In what extent crypto money is used as tax evasion and other illegal activities?    

I am certainly aware that crypto currencies can be used by criminals as a way of hiding the proceeds of crime and that’s probably the aspect that most worries the authorities and how they can regulate that whole developing area of the financial markets. But I don’t think anyone has got the answers yet, it’s a work in progress, it’s evolving, we will probably see a lot of change in the next two or three years.

Maybe the answer is in the graph as we see a major crash of bitcoin value these days?  

(laughs)… There is indeed skepticism, but there are many people still thinking this is the future so we’ll have to wait and see.

  1. Why did Sidney Myers decide to join a firm like Asserson?
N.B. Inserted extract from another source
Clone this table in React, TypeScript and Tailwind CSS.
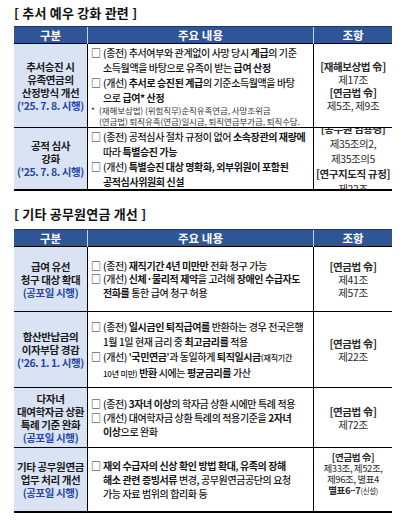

First of all, Trevor [Asserson, the firm’s founder] and I, have been friends for over 40 years since university and I have a very high regard for what he has achieved here. He made Aliyah 13 years ago and set up a firm which has grown to 40 lawyers today in TLV and London. What he has achieved is quite extraordinary. It is a fully developed, full-service English law firm in the heart of TLV targeting global clients, it’s really quite amazing the way he brought London to TLV, so it gives me the opportunity to work in London, in TLV and elsewhere around the world. I have always had a very international practice, I’ve worked all over the world, in Europe, the US, and Asia (including two years in Hong Kong) so I see it as a further development and it’s a really exciting one.

On a more personal basis, I have a non-professional link with Israel. I am a trustee and the incoming Chairman of the British Friends of Boys Town Jerusalem, an amazing school for 950 boys coming from very disadvantaged backgrounds who need care and help. This school provides the boys with a first-class education, and the results are really fantastic. I am very proud to be associated with such a wonderful institution.